◆ WORK TO DO ◆
Extract all lines from the data beneath that include the word "index".

◆ RECORDED INFORMATION ◆
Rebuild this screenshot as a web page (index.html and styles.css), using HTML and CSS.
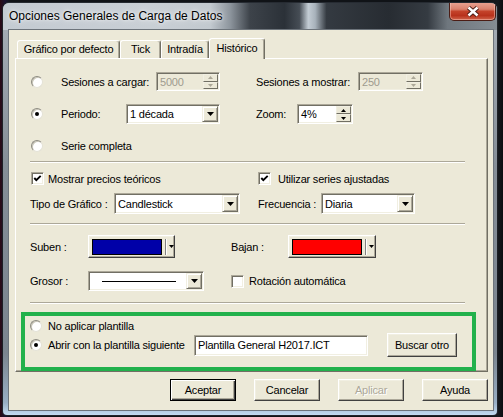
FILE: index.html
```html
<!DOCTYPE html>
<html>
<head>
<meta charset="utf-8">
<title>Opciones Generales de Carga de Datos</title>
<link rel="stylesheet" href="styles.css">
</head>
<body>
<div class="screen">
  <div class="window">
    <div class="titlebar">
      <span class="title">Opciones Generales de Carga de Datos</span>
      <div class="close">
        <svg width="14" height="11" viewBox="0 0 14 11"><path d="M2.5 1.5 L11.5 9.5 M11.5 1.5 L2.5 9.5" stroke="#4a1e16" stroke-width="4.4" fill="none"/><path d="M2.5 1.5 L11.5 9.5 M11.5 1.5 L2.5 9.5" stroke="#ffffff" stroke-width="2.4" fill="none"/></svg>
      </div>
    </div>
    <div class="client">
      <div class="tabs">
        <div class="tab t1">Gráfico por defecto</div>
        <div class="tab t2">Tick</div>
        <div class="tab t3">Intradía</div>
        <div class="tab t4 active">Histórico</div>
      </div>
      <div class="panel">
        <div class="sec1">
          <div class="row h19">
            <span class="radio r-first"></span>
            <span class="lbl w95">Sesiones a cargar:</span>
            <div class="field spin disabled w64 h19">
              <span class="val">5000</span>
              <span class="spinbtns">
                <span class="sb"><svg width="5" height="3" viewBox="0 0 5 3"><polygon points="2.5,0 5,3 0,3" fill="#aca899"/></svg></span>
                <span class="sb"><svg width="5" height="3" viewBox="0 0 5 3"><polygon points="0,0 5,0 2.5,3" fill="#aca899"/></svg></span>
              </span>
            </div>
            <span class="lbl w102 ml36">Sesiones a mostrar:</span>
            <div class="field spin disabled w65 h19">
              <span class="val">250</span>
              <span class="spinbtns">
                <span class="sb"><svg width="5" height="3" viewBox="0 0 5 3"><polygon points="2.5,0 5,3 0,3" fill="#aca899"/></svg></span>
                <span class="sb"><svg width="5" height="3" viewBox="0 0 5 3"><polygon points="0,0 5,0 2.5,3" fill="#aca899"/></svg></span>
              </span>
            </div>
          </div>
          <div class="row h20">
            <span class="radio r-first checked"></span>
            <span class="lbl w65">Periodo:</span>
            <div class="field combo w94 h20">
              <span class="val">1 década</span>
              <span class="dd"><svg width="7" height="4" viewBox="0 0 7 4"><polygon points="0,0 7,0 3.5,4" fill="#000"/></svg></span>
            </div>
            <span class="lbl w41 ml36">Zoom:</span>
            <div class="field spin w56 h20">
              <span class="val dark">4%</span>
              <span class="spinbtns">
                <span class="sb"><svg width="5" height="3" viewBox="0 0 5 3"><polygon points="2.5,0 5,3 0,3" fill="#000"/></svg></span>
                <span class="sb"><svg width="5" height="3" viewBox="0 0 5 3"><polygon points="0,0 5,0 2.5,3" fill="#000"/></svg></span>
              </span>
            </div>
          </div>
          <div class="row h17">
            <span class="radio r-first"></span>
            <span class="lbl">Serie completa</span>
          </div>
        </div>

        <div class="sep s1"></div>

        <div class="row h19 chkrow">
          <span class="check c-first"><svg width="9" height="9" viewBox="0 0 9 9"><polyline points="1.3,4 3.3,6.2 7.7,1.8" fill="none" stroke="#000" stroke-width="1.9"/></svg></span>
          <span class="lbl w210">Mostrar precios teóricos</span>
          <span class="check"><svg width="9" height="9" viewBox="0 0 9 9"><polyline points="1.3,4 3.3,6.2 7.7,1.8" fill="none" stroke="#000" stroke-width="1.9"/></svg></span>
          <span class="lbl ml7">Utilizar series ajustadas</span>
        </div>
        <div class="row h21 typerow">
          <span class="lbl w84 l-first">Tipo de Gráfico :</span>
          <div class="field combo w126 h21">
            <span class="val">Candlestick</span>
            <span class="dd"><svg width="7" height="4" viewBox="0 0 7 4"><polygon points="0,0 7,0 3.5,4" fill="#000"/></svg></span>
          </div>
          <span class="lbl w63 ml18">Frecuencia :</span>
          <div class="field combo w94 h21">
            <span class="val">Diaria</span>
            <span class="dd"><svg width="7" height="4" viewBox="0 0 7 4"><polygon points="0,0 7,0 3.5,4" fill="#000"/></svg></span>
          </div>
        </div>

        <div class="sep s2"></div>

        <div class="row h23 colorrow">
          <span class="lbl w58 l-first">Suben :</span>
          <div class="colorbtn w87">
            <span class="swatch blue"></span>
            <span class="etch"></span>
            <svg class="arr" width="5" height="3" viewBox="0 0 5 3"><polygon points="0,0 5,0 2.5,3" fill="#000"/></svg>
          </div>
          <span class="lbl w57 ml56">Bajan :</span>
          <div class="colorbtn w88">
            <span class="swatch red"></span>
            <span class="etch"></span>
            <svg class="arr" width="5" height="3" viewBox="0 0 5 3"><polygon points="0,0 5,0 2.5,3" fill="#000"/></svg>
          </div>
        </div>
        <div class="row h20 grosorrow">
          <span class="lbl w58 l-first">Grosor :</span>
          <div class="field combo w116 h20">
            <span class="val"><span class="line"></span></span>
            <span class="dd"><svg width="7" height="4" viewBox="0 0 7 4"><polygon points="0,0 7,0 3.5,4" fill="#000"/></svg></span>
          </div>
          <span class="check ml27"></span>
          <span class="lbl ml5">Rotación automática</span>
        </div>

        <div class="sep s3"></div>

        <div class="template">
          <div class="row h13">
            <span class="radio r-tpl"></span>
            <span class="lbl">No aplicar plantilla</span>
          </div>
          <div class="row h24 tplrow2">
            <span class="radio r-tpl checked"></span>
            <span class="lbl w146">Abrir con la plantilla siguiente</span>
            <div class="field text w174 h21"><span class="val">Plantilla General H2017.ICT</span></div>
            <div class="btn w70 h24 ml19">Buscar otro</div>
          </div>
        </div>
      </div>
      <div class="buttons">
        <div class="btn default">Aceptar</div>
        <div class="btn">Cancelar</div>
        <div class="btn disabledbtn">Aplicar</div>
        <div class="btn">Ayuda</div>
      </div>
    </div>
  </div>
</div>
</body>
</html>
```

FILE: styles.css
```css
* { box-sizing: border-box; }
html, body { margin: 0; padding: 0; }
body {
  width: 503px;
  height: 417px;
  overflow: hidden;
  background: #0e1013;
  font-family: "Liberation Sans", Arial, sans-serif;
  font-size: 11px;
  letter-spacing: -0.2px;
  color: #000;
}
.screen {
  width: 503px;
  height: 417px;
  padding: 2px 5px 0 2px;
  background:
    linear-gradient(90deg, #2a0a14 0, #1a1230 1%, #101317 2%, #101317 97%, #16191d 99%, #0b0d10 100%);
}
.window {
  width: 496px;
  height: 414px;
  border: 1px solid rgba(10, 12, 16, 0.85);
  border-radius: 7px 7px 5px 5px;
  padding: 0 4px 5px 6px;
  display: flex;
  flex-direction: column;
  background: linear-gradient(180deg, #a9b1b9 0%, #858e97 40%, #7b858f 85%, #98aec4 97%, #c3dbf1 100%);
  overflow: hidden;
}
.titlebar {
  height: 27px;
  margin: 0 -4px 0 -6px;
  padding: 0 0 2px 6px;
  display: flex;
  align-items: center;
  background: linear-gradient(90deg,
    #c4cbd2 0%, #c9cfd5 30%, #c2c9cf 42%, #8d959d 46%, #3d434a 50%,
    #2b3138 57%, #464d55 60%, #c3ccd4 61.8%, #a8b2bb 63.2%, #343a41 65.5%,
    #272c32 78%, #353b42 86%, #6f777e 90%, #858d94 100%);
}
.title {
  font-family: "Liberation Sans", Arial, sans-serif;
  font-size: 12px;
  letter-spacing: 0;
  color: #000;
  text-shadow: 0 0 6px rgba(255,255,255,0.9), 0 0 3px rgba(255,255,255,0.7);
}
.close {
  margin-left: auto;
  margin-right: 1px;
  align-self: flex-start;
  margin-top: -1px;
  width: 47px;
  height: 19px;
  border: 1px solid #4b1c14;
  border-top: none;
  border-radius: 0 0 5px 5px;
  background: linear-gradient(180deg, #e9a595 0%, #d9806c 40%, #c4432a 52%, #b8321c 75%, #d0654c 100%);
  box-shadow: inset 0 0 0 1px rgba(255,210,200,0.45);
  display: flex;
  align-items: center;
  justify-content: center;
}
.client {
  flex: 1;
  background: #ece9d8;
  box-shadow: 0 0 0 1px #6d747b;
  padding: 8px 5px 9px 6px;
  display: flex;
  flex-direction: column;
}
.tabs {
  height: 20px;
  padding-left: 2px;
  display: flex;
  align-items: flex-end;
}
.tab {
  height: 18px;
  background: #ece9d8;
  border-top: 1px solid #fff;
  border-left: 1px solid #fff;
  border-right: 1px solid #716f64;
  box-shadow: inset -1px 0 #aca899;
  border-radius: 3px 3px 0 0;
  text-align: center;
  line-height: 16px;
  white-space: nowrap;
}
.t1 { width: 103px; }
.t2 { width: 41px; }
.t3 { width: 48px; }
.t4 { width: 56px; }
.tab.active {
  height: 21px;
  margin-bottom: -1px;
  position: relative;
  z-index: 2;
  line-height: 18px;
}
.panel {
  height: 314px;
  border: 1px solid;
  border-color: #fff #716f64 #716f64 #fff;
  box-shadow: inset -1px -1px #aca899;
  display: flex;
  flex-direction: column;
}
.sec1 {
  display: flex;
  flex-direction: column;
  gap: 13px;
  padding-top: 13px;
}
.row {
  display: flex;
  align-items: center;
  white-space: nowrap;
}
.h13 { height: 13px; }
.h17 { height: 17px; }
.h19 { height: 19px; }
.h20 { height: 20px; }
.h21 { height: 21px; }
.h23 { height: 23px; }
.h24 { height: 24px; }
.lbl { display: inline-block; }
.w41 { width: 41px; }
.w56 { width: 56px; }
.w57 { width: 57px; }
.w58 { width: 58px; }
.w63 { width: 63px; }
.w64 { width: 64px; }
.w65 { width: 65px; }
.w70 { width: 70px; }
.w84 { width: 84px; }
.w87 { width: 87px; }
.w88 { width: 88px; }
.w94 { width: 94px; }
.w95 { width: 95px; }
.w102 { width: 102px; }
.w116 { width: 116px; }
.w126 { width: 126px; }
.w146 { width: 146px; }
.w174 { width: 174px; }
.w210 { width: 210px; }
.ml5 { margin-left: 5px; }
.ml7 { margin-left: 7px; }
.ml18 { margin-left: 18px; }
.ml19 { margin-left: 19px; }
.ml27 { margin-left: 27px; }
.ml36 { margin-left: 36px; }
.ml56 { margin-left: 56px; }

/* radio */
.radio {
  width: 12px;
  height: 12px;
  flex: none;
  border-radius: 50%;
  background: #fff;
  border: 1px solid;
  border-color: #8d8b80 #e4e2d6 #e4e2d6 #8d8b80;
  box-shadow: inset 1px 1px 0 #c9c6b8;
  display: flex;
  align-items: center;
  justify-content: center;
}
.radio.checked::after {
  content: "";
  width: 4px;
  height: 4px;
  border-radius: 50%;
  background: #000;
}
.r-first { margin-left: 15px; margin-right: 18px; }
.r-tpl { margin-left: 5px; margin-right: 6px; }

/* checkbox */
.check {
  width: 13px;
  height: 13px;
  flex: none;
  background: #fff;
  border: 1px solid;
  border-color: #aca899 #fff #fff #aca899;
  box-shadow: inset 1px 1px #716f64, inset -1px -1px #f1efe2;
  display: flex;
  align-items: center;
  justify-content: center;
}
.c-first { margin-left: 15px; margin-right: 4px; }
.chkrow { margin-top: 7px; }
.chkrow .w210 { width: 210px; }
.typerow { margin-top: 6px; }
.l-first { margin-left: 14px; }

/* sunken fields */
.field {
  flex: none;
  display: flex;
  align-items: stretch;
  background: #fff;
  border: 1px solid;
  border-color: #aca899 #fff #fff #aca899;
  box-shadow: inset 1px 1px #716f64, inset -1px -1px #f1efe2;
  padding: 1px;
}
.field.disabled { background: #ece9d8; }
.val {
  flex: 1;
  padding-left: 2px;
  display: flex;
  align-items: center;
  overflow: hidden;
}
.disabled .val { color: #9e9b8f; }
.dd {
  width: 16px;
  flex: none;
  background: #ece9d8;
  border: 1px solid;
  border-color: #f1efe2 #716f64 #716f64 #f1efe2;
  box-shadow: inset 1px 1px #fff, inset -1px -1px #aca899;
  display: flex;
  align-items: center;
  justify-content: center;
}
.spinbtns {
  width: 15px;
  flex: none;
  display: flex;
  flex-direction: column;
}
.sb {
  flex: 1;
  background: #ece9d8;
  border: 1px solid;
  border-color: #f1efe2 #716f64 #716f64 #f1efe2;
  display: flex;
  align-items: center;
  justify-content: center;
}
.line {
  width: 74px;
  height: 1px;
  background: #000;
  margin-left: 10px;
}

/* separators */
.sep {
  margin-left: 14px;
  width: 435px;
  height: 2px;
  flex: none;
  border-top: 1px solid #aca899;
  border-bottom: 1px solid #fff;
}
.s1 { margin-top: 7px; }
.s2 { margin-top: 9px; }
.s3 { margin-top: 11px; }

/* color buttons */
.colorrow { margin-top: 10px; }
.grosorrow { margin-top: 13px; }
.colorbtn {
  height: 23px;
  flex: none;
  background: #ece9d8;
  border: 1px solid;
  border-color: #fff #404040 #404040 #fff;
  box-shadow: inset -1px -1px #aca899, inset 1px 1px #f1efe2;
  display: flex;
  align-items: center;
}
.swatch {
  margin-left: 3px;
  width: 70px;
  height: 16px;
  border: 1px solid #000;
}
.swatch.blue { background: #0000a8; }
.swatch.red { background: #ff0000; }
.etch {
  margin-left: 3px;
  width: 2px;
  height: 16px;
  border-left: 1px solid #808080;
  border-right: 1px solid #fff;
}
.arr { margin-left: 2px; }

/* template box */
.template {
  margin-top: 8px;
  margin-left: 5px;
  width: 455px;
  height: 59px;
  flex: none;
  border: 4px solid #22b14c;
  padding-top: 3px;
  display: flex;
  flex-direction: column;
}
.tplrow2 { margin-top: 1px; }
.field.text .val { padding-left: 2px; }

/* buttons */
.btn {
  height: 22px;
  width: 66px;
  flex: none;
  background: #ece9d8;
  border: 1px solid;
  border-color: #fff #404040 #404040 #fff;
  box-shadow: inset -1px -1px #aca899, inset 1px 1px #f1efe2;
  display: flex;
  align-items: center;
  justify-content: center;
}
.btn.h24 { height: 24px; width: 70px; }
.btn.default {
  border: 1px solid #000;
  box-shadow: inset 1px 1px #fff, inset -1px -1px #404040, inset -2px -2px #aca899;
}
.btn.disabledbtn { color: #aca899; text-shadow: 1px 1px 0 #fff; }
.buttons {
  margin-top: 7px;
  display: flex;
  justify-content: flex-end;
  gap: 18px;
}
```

◆ ANSWER TO THE EXERCISE ◆
Rebuild this screenshot as a web page (index.html and styles.css), using HTML and CSS.
FILE: index.html
  z-index: 2;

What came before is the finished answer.